Another important composability problem finds its roots in the scattered nature of meta-objects. Meta-objects are often declared closely to the objects themselves. To manage a large set of meta-objects of the same type, one often falls back to some form of centralised manager. E.g; our adaptor meta-object might either make use of static variables in order to share information between all instantiated meta-objects, or it might use several central management objects, depending on who initialised the base-object. Depending on the type of meta-object other management techniques might be appropriate. This naturally leads to multiple meta-object management approaches within the same application. However, the different strategies does not necessarily work well together and they might require adaptation themselves. Yet, writing such a meta-manager is often extremely difficult because one must first thoroughly understand all the involved management strategies and only then can a very application dependent (hence, non-modular) be written.
The bottom-line of this is that meta-level architectures might allow for the adaptation of base-objects but certainly make it not easy to do in a modular and manageable way.
Up until now, we explained how direct references introduce a whole range of modularity problems. Meta-level programming might solve these problems, but does so in a non-modular way and is very difficult to manage. Now, we will investigate how the introduction of explicit connections results in a more manageable software development model. The model we have created is called the VICE component model.2 The model takes ideas from Actor [AMST97,T.91] systems, the PI [Mil99] calculus and ROOM [SGP94] as well as a good deal of experience with Java RMI, Trolltech's QT libraries and others. The model itself contains four important concepts. Components form the modular building blocks of an application. Ports form entry and exit points towards the different interfaces offered by a component. Connections are used to connect two ports to each other. And finally, messages are transmitted over connections by using the local ports.
Components are the basic building blocks of an application. Every component can create another component by using the create_component(creator, type, name) command. The first argument specifies who should be considered to be the creator of the component, and thus initialise the component. The second argument is the type of the component. Depending on the runtime this can be a class description, actual code or a library reference. The third argument designates the name of the new component. This name should be unique within the application scope.3 Once the component is created the by the runtime, a connection will be set up between the creator and the created, to allow proper initialisation.

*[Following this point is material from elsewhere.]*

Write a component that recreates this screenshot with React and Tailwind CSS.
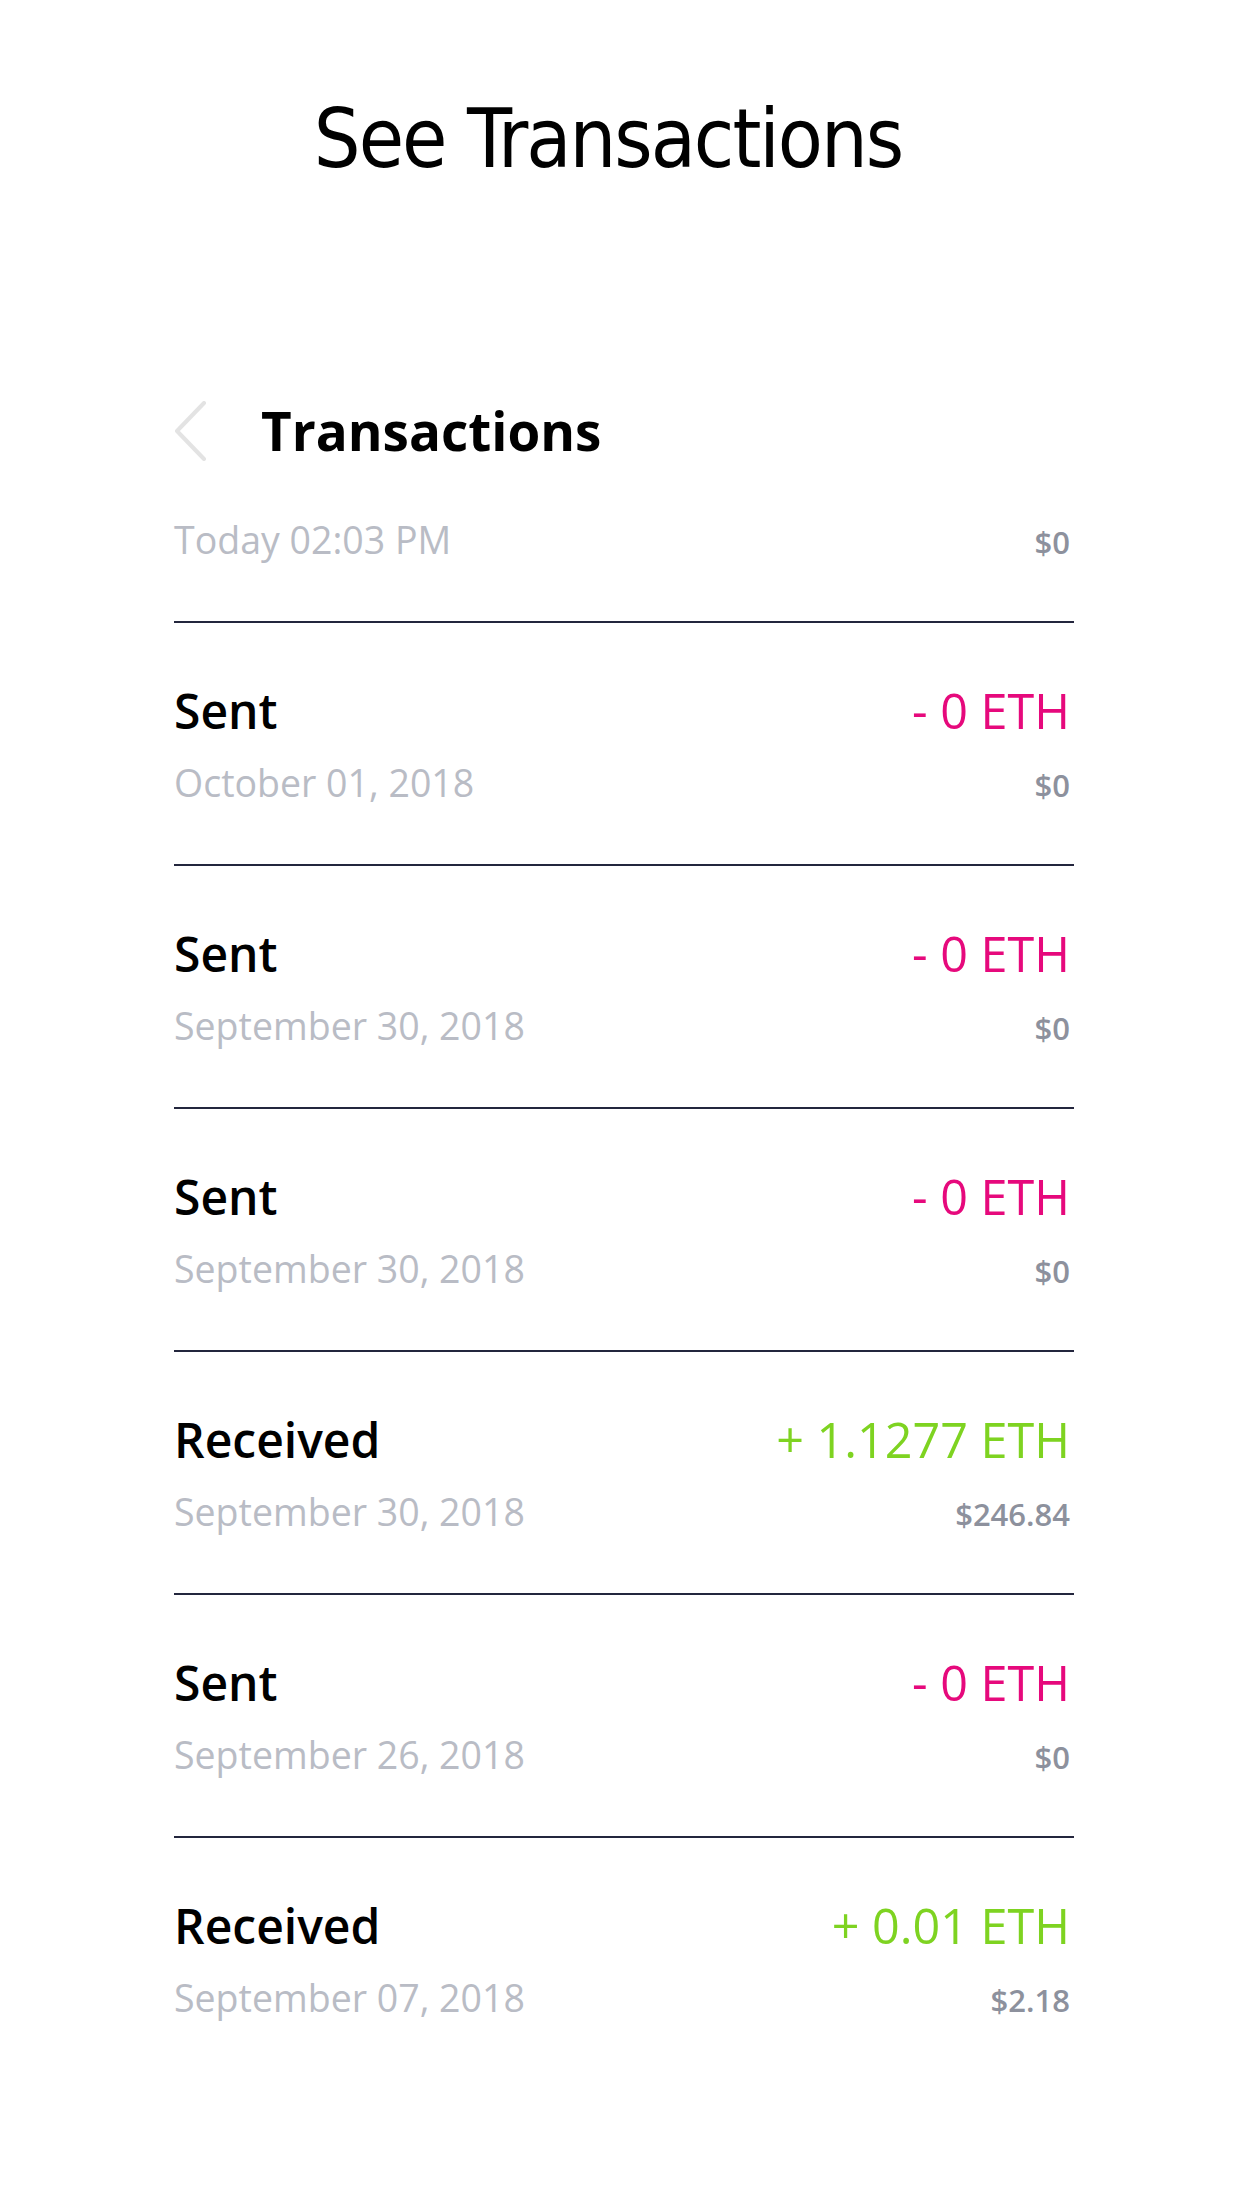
import React from "react";

const rows = [
  { title: "Sent", date: "October 01, 2018", amount: "- 0 ETH", usd: "$0", type: "sent" },
  { title: "Sent", date: "September 30, 2018", amount: "- 0 ETH", usd: "$0", type: "sent" },
  { title: "Sent", date: "September 30, 2018", amount: "- 0 ETH", usd: "$0", type: "sent" },
  { title: "Received", date: "September 30, 2018", amount: "+ 1.1277 ETH", usd: "$246.84", type: "recv" },
  { title: "Sent", date: "September 26, 2018", amount: "- 0 ETH", usd: "$0", type: "sent" },
  { title: "Received", date: "September 07, 2018", amount: "+ 0.01 ETH", usd: "$2.18", type: "recv", last: true },
];

function DateLine({ date, usd }) {
  return (
    <div className="flex items-baseline justify-between h-[46px] leading-[46px]">
      <span className="text-[37.5px] text-[#b9bcc5]">{date}</span>
      <span className="text-[31px] font-semibold text-[#8d919d] pr-[4px]">{usd}</span>
    </div>
  );
}

export default function App() {
  return (
    <div className="w-[1242px] min-h-[2208px] bg-white" style={{ fontFamily: '"Open Sans", "Noto Sans", sans-serif' }}>
      <div className="pt-[89px] flex justify-center pr-[26px]">
        <h1
          className="text-[82px] leading-[100px] text-black tracking-[-2px]"
          style={{ fontFamily: '"DejaVu Sans Condensed", "DejaVu Sans", sans-serif', fontStretch: "condensed" }}
        >
          See Transactions
        </h1>
      </div>

      <div className="pl-[174px] pr-[168px] pt-[206px]">
        <div className="flex items-center h-[72px]">
          <svg width="34" height="60" viewBox="0 0 34 60" className="ml-[-1px]" fill="none">
            <path d="M31 2 L4 30 L31 58" stroke="#e3e3e3" strokeWidth="4" strokeLinecap="round" strokeLinejoin="round" />
          </svg>
          <span className="ml-[54px] text-[53px] font-bold text-black leading-[72px]">Transactions</span>
        </div>

        <div className="pt-[50px] pb-[58px] border-b-2 border-[#23263d]">
          <DateLine date="Today 02:03 PM" usd="$0" />
        </div>

        {rows.map((r, i) => (
          <div
            key={i}
            className={r.last ? "pt-[57px]" : "pt-[57px] pb-[58px] border-b-2 border-[#23263d]"}
          >
            <div className="flex items-baseline justify-between h-[60px] leading-[60px]">
              <span className="text-[48px] font-semibold text-black">{r.title}</span>
              <span
                className={
                  r.type === "sent"
                    ? "text-[48.5px] font-medium text-[#e6097c] pr-[4px]"
                    : "text-[48.5px] font-medium text-[#7ed321] pr-[4px]"
                }
              >
                {r.amount}
              </span>
            </div>
            <div className="mt-[20px]">
              <DateLine date={r.date} usd={r.usd} />
            </div>
          </div>
        ))}
      </div>
    </div>
  );
}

Every component in the system has its own code and data space and does not share this with other components. Components should also never use communication means that are hidden for the VICE runtime system. In particular, two types of hidden communication should be clearly avoided. First, components should never pass direct addresses to other components. The VICE runtime should discourage this by all means possible. E.g, address mangling strategies, memory protection schemes, virtual memory mappings and so on. Second, common resources that might allow communication should never be accessed directly. E.g, files, network access and so on... In order to allow the runtime to keep track of messages from and to these resources, they should be encapsulated in components themselves.
Every component can create multiple ports. Every port forms a connection-point on the component and provides access to certain behaviour. E.g; a component might offer the component's core functionality on one port while offering a concurrency management strategy on another port.
Ports are always full-duplex. They can send messages as well as receive messages. A component can send out a message over a port by using the send_message(port, message) command. When a message cannot be immediately sent out the message will be queued until the port is connected. To handle incoming messages the component should provide a receive_message(port, message) call-back function. When a message arrives on a port the runtime will call this function. When receive_message cannot be called, because it is still running, then the incoming message will be queued. If the component does not understand the incoming message then it should call handle_message(port, message) in order to allow the runtime to handle it further.
Ports are never shared with other components. In order to actually make two components communicate, two ports should be connected.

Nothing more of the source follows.